Tens of thousands thronged Cairo's central Tahrir Square in a 12th day of protests, waving flags and chanting, "He will go! He will go!"
Mubarak, who has ruled Egypt with an authoritarian hand for nearly 30 years, insists he must stay in office until his term ends, after a September presidential election. The military figures he has installed to lead the government — Vice President Omar Suleiman and Prime Minister Ahmed Shafiq — have offered in the meantime to hold negotiations with the protesters and the entire opposition over democratic reforms to ensure a fair vote.
A day after President Barack Obama pushed Mubarak to leave quickly, the U.S. administration changed tone Saturday with a strong endorsement of Suleiman's plans.
"It's important to support the transition process announced by the Egyptian government actually headed by now-Vice President Omar Suleiman," Secretary of State Hillary Rodham Clinton said at an international security conference in Munich, Germany. She warned that without orderly change, extremists could derail the process.

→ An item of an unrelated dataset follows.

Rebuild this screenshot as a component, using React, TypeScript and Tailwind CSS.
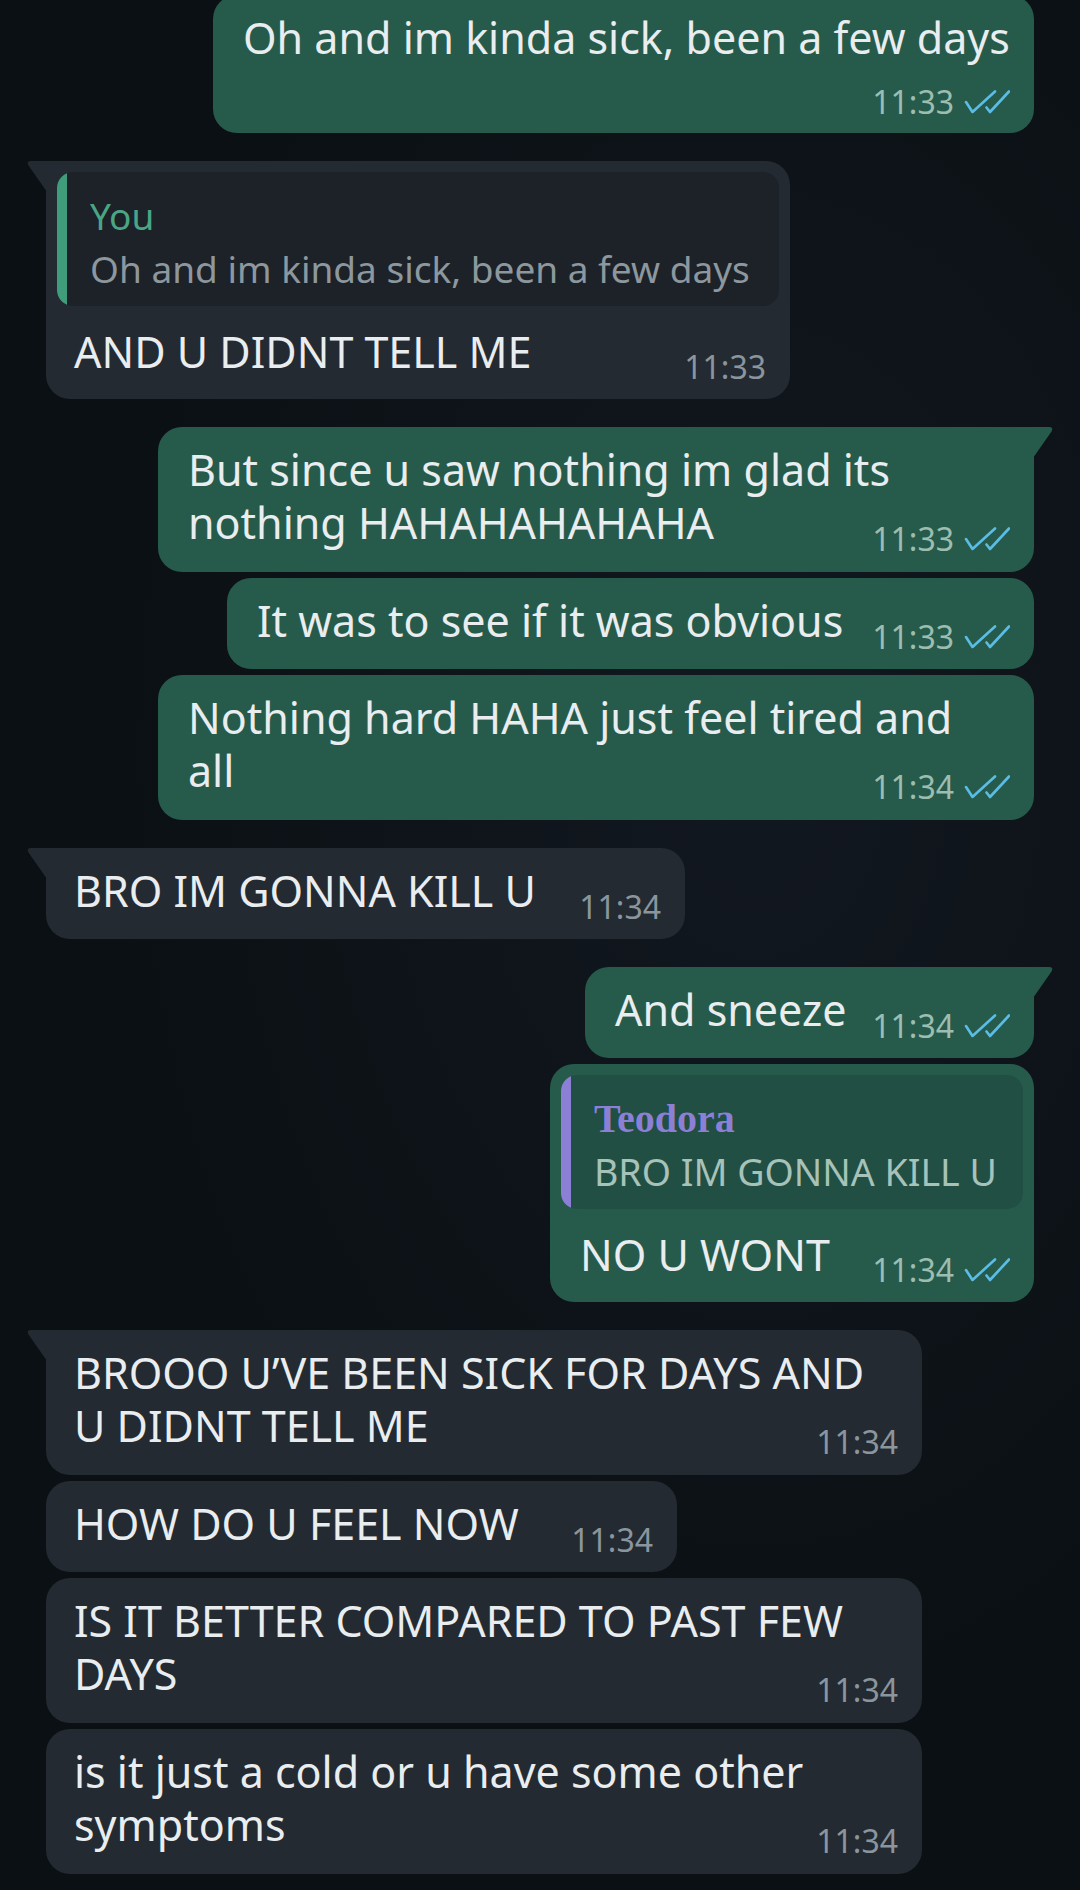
import clsx from "clsx";

type Quote = { name: string; text: string; me: boolean };

type Msg = {
  me: boolean;
  text: string;
  time: string;
  width: string;
  kind: "inline" | "multi" | "stacked" | "quote";
  tail?: boolean;
  first?: boolean;
  quote?: Quote;
};

const messages: Msg[] = [
  { me: true, text: "Oh and im kinda sick, been a few days", time: "11:33", width: "w-[821px]", kind: "stacked", first: true },
  {
    me: false,
    text: "AND U DIDNT TELL ME",
    time: "11:33",
    width: "w-[744px]",
    kind: "quote",
    tail: true,
    quote: { name: "You", text: "Oh and im kinda sick, been a few days", me: true },
  },
  { me: true, text: "But since u saw nothing im glad its\nnothing HAHAHAHAHAHA", time: "11:33", width: "w-[876px]", kind: "multi", tail: true },
  { me: true, text: "It was to see if it was obvious", time: "11:33", width: "w-[807px]", kind: "inline" },
  { me: true, text: "Nothing hard HAHA just feel tired and\nall", time: "11:34", width: "w-[876px]", kind: "multi" },
  { me: false, text: "BRO IM GONNA KILL U", time: "11:34", width: "w-[639px]", kind: "inline", tail: true },
  { me: true, text: "And sneeze", time: "11:34", width: "w-[449px]", kind: "inline", tail: true },
  {
    me: true,
    text: "NO U WONT",
    time: "11:34",
    width: "w-[484px]",
    kind: "quote",
    quote: { name: "Teodora", text: "BRO IM GONNA KILL U", me: false },
  },
  { me: false, text: "BROOO U\u2019VE BEEN SICK FOR DAYS AND\nU DIDNT TELL ME", time: "11:34", width: "w-[876px]", kind: "multi", tail: true },
  { me: false, text: "HOW DO U FEEL NOW", time: "11:34", width: "w-[631px]", kind: "inline" },
  { me: false, text: "IS IT BETTER COMPARED TO PAST FEW\nDAYS", time: "11:34", width: "w-[876px]", kind: "multi" },
  { me: false, text: "is it just a cold or u have some other\nsymptoms", time: "11:34", width: "w-[876px]", kind: "multi" },
];

const Ticks = () => (
  <svg width="46" height="24" viewBox="0 0 46 24" fill="none" stroke="#5bbde6" strokeWidth="2.6" strokeLinecap="round" strokeLinejoin="round">
    <path d="M2 12 L8.5 22 L31 1.5" />
    <path d="M22.5 17.5 L26 22 L45 1.5" />
  </svg>
);

const Time = ({ time, me, className }: { time: string; me: boolean; className?: string }) => (
  <span className={clsx("flex h-[36px] shrink-0 items-center gap-[10px] text-[32px] leading-[36px]", me ? "text-[#9dbdb1]" : "text-[#8a959d]", className)}>
    <span>{time}</span>
    {me && <Ticks />}
  </span>
);

// little corner flag on the first bubble of a run
const Tail = ({ me }: { me: boolean }) =>
  me ? (
    <svg className="absolute top-0 right-[-20px]" width="21" height="31" viewBox="0 0 21 31">
      <path d="M0 0 H16 Q21 0 18.5 4.5 L0 31 Z" fill="#265b4b" />
    </svg>
  ) : (
    <svg className="absolute top-0 left-[-20px]" width="21" height="31" viewBox="0 0 21 31">
      <path d="M21 0 H5 Q0 0 2.5 4.5 L21 31 Z" fill="#232a31" />
    </svg>
  );

const QuoteBox = ({ quote }: { quote: Quote }) => (
  <div className="px-[11px] pt-[11px]">
    <div className={clsx("flex overflow-hidden rounded-[16px]", quote.me ? "bg-[#1c2228]" : "bg-[#214f44]")}>
      <div className={clsx("w-[10px] shrink-0", quote.me ? "bg-[#3f9d7c]" : "bg-[#8b80d6]")} />
      <div className="pl-[23px] pr-[20px] pt-[20px] pb-[13px]">
        {quote.me ? (
          <div className="mb-[5px] text-[37px] leading-[48px] text-[#4aa585]">{quote.name}</div>
        ) : (
          <div className="mb-[5px] font-['Liberation_Serif',serif] text-[40px] font-bold leading-[48px] text-[#8b80d6]">{quote.name}</div>
        )}
        <div className={clsx("whitespace-nowrap leading-[48px]", quote.me ? "text-[37px] text-[#8d979e]" : "text-[37.5px] text-[#a6c2b9]")}>
          {quote.text}
        </div>
      </div>
    </div>
  </div>
);

const Bubble = ({ m }: { m: Msg }) => {
  const body = "whitespace-pre text-[43px] leading-[53px] text-[#e9edef]";
  const pad = m.me ? "pl-[30px]" : "pl-[28px]";
  return (
    <div
      className={clsx(
        "relative rounded-[24px]",
        m.width,
        m.me ? "self-end bg-[#265b4b]" : "self-start bg-[#232a31]",
        m.tail && (m.me ? "rounded-tr-none" : "rounded-tl-none"),
        m.first ? "" : m.tail ? "mt-[28px]" : "mt-[6px]"
      )}
    >
      {m.tail && <Tail me={m.me} />}
      {m.kind === "inline" && (
        <div className={clsx("flex items-start justify-between pr-[24px] pt-[16px] pb-[14px]", pad)}>
          <div className={body}>{m.text}</div>
          <Time time={m.time} me={m.me} className="mt-[25px]" />
        </div>
      )}
      {m.kind === "multi" && (
        <div className={clsx("pr-[24px] pt-[16px] pb-[15px]", pad)}>
          {/* the float lands on the last line, at the right, like WhatsApp's time stamp */}
          <div className={clsx(body, "flow-root")}>
            {m.text}
            <Time time={m.time} me={m.me} className="float-right mt-[25px]" />
          </div>
        </div>
      )}
      {m.kind === "stacked" && (
        <div className={clsx("pr-[24px] pt-[16px] pb-[13px]", pad)}>
          <div className={body}>{m.text}</div>
          <div className="mt-[20px] flex justify-end">
            <Time time={m.time} me={m.me} />
          </div>
        </div>
      )}
      {m.kind === "quote" && m.quote && (
        <>
          <QuoteBox quote={m.quote} />
          <div className={clsx("flex items-start justify-between pr-[24px] pt-[19px] pb-[14px]", pad)}>
            <div className={body}>{m.text}</div>
            <Time time={m.time} me={m.me} className="mt-[24px]" />
          </div>
        </>
      )}
    </div>
  );
};

const App = () => {
  return (
    <div className="h-[1890px] w-[1080px] overflow-hidden bg-[#0b1014] bg-[radial-gradient(ellipse_at_70%_40%,#121820_0%,#0b1014_60%)] font-['Noto_Sans',sans-serif]">
      <div className="-mt-[5px] flex flex-col px-[46px]">
        {messages.map((m, i) => (
          <Bubble key={i} m={m} />
        ))}
      </div>
    </div>
  );
};

export default App;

A U.S. envoy who met Mubarak earlier this week, former ambassador Frank Wisner, went further still, saying it is "crucial" that Mubarak remain in place for the time being to ensure reforms go through. He pointed out that under the constitution, a Mubarak resignation would require new elections in two months, meaning they would take place under the current rules that all but guarantee a ruling party victory.